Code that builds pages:
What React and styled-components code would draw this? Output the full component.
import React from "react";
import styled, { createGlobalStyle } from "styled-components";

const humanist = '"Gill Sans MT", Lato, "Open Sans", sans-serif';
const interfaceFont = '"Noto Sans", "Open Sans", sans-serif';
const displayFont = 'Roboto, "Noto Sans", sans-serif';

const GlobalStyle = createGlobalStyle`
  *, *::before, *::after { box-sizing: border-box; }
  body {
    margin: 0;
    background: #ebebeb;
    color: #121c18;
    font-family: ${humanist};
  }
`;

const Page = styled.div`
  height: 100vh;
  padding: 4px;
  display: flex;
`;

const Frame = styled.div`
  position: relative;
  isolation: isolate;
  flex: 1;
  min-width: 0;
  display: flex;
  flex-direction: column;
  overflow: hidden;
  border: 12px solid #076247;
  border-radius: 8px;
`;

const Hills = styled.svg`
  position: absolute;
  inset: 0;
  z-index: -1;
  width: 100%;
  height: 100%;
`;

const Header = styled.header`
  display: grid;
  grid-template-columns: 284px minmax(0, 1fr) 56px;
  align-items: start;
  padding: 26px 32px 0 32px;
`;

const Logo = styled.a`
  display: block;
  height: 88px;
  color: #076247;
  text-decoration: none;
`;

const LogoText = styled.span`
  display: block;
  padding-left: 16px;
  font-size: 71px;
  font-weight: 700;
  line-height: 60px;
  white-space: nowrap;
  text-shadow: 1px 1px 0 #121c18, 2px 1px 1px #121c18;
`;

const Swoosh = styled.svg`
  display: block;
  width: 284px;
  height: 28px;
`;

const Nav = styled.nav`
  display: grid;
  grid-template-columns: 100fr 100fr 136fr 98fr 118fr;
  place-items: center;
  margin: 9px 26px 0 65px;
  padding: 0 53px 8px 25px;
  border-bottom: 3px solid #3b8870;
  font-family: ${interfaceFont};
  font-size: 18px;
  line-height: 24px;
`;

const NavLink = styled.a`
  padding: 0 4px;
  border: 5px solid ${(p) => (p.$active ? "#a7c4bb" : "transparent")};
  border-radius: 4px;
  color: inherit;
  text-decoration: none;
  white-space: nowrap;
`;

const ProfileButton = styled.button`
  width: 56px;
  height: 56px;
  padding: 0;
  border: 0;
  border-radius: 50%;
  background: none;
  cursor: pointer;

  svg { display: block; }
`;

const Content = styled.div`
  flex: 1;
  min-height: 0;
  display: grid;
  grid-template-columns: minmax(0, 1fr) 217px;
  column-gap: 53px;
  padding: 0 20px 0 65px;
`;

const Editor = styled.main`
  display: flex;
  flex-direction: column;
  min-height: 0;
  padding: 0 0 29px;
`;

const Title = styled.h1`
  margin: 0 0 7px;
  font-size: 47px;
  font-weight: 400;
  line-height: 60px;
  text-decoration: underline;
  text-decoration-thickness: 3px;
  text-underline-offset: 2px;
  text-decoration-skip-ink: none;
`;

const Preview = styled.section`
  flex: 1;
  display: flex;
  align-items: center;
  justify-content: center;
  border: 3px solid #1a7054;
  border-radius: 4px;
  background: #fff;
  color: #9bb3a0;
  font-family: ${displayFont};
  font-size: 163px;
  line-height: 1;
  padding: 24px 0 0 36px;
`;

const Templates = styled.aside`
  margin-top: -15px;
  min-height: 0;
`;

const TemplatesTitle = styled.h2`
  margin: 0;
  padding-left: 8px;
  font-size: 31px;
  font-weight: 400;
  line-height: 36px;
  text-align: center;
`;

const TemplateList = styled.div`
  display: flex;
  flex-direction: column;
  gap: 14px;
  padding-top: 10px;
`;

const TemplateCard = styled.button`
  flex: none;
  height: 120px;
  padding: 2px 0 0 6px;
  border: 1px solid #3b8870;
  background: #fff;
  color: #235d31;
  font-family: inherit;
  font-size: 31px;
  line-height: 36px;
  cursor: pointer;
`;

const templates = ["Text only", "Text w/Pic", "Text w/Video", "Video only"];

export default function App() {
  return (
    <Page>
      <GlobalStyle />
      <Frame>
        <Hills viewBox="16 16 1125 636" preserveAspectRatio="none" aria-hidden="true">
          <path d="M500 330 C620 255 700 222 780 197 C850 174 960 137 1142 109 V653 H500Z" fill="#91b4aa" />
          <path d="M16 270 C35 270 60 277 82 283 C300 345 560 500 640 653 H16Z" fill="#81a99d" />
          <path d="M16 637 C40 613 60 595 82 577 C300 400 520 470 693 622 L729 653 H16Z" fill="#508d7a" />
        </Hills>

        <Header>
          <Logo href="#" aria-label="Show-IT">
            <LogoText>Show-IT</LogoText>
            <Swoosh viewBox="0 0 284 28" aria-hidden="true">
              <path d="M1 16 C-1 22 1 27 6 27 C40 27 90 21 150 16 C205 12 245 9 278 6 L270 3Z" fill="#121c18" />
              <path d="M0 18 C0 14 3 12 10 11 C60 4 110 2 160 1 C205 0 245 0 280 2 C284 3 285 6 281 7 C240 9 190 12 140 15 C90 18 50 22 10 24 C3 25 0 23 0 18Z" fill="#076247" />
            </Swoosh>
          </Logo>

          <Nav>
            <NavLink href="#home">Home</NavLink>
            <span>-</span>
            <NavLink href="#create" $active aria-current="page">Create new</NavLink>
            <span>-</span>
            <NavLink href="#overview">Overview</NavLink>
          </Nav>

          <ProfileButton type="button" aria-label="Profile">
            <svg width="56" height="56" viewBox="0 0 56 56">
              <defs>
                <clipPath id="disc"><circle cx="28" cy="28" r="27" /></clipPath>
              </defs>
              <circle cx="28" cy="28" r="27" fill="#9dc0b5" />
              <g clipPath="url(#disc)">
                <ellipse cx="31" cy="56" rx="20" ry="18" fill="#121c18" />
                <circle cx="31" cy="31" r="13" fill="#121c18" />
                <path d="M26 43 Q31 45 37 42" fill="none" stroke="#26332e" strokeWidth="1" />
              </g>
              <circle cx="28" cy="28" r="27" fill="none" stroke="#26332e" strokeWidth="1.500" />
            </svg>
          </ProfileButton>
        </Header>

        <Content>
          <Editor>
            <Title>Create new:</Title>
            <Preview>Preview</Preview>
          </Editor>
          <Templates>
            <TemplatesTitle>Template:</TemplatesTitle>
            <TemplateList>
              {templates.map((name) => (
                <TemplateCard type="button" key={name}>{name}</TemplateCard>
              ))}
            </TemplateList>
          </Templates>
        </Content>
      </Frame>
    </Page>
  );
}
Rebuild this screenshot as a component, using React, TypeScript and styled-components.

# STATED PROBLEM:
Return each entry from the material above exactly as it appears.

# ANSWER TO THE TASK:
What React and styled-components code would draw this? Output the full component.
import React from "react";
import styled, { createGlobalStyle } from "styled-components";

const humanist = '"Gill Sans MT", Lato, "Open Sans", sans-serif';
const interfaceFont = '"Noto Sans", "Open Sans", sans-serif';
const displayFont = 'Roboto, "Noto Sans", sans-serif';

const GlobalStyle = createGlobalStyle`
  *, *::before, *::after { box-sizing: border-box; }
  body {
    margin: 0;
    background: #ebebeb;
    color: #121c18;
    font-family: ${humanist};
  }
`;

const Page = styled.div`
  height: 100vh;
  padding: 4px;
  display: flex;
`;

const Frame = styled.div`
  position: relative;
  isolation: isolate;
  flex: 1;
  min-width: 0;
  display: flex;
  flex-direction: column;
  overflow: hidden;
  border: 12px solid #076247;
  border-radius: 8px;
`;

const Hills = styled.svg`
  position: absolute;
  inset: 0;
  z-index: -1;
  width: 100%;
  height: 100%;
`;

const Header = styled.header`
  display: grid;
  grid-template-columns: 284px minmax(0, 1fr) 56px;
  align-items: start;
  padding: 26px 32px 0 32px;
`;

const Logo = styled.a`
  display: block;
  height: 88px;
  color: #076247;
  text-decoration: none;
`;

const LogoText = styled.span`
  display: block;
  padding-left: 16px;
  font-size: 71px;
  font-weight: 700;
  line-height: 60px;
  white-space: nowrap;
  text-shadow: 1px 1px 0 #121c18, 2px 1px 1px #121c18;
`;

const Swoosh = styled.svg`
  display: block;
  width: 284px;
  height: 28px;
`;

const Nav = styled.nav`
  display: grid;
  grid-template-columns: 100fr 100fr 136fr 98fr 118fr;
  place-items: center;
  margin: 9px 26px 0 65px;
  padding: 0 53px 8px 25px;
  border-bottom: 3px solid #3b8870;
  font-family: ${interfaceFont};
  font-size: 18px;
  line-height: 24px;
`;

const NavLink = styled.a`
  padding: 0 4px;
  border: 5px solid ${(p) => (p.$active ? "#a7c4bb" : "transparent")};
  border-radius: 4px;
  color: inherit;
  text-decoration: none;
  white-space: nowrap;
`;

const ProfileButton = styled.button`
  width: 56px;
  height: 56px;
  padding: 0;
  border: 0;
  border-radius: 50%;
  background: none;
  cursor: pointer;

  svg { display: block; }
`;

const Content = styled.div`
  flex: 1;
  min-height: 0;
  display: grid;
  grid-template-columns: minmax(0, 1fr) 217px;
  column-gap: 53px;
  padding: 0 20px 0 65px;
`;

const Editor = styled.main`
  display: flex;
  flex-direction: column;
  min-height: 0;
  padding: 0 0 29px;
`;

const Title = styled.h1`
  margin: 0 0 7px;
  font-size: 47px;
  font-weight: 400;
  line-height: 60px;
  text-decoration: underline;
  text-decoration-thickness: 3px;
  text-underline-offset: 2px;
  text-decoration-skip-ink: none;
`;

const Preview = styled.section`
  flex: 1;
  display: flex;
  align-items: center;
  justify-content: center;
  border: 3px solid #1a7054;
  border-radius: 4px;
  background: #fff;
  color: #9bb3a0;
  font-family: ${displayFont};
  font-size: 163px;
  line-height: 1;
  padding: 24px 0 0 36px;
`;

const Templates = styled.aside`
  margin-top: -15px;
  min-height: 0;
`;

const TemplatesTitle = styled.h2`
  margin: 0;
  padding-left: 8px;
  font-size: 31px;
  font-weight: 400;
  line-height: 36px;
  text-align: center;
`;

const TemplateList = styled.div`
  display: flex;
  flex-direction: column;
  gap: 14px;
  padding-top: 10px;
`;

const TemplateCard = styled.button`
  flex: none;
  height: 120px;
  padding: 2px 0 0 6px;
  border: 1px solid #3b8870;
  background: #fff;
  color: #235d31;
  font-family: inherit;
  font-size: 31px;
  line-height: 36px;
  cursor: pointer;
`;

const templates = ["Text only", "Text w/Pic", "Text w/Video", "Video only"];

export default function App() {
  return (
    <Page>
      <GlobalStyle />
      <Frame>
        <Hills viewBox="16 16 1125 636" preserveAspectRatio="none" aria-hidden="true">
          <path d="M500 330 C620 255 700 222 780 197 C850 174 960 137 1142 109 V653 H500Z" fill="#91b4aa" />
          <path d="M16 270 C35 270 60 277 82 283 C300 345 560 500 640 653 H16Z" fill="#81a99d" />
          <path d="M16 637 C40 613 60 595 82 577 C300 400 520 470 693 622 L729 653 H16Z" fill="#508d7a" />
        </Hills>

        <Header>
          <Logo href="#" aria-label="Show-IT">
            <LogoText>Show-IT</LogoText>
            <Swoosh viewBox="0 0 284 28" aria-hidden="true">
              <path d="M1 16 C-1 22 1 27 6 27 C40 27 90 21 150 16 C205 12 245 9 278 6 L270 3Z" fill="#121c18" />
              <path d="M0 18 C0 14 3 12 10 11 C60 4 110 2 160 1 C205 0 245 0 280 2 C284 3 285 6 281 7 C240 9 190 12 140 15 C90 18 50 22 10 24 C3 25 0 23 0 18Z" fill="#076247" />
            </Swoosh>
          </Logo>

          <Nav>
            <NavLink href="#home">Home</NavLink>
            <span>-</span>
            <NavLink href="#create" $active aria-current="page">Create new</NavLink>
            <span>-</span>
            <NavLink href="#overview">Overview</NavLink>
          </Nav>

          <ProfileButton type="button" aria-label="Profile">
            <svg width="56" height="56" viewBox="0 0 56 56">
              <defs>
                <clipPath id="disc"><circle cx="28" cy="28" r="27" /></clipPath>
              </defs>
              <circle cx="28" cy="28" r="27" fill="#9dc0b5" />
              <g clipPath="url(#disc)">
                <ellipse cx="31" cy="56" rx="20" ry="18" fill="#121c18" />
                <circle cx="31" cy="31" r="13" fill="#121c18" />
                <path d="M26 43 Q31 45 37 42" fill="none" stroke="#26332e" strokeWidth="1" />
              </g>
              <circle cx="28" cy="28" r="27" fill="none" stroke="#26332e" strokeWidth="1.500" />
            </svg>
          </ProfileButton>
        </Header>

        <Content>
          <Editor>
            <Title>Create new:</Title>
            <Preview>Preview</Preview>
          </Editor>
          <Templates>
            <TemplatesTitle>Template:</TemplatesTitle>
            <TemplateList>
              {templates.map((name) => (
                <TemplateCard type="button" key={name}>{name}</TemplateCard>
              ))}
            </TemplateList>
          </Templates>
        </Content>
      </Frame>
    </Page>
  );
}
Rebuild this screenshot as a component, using React, TypeScript and styled-components.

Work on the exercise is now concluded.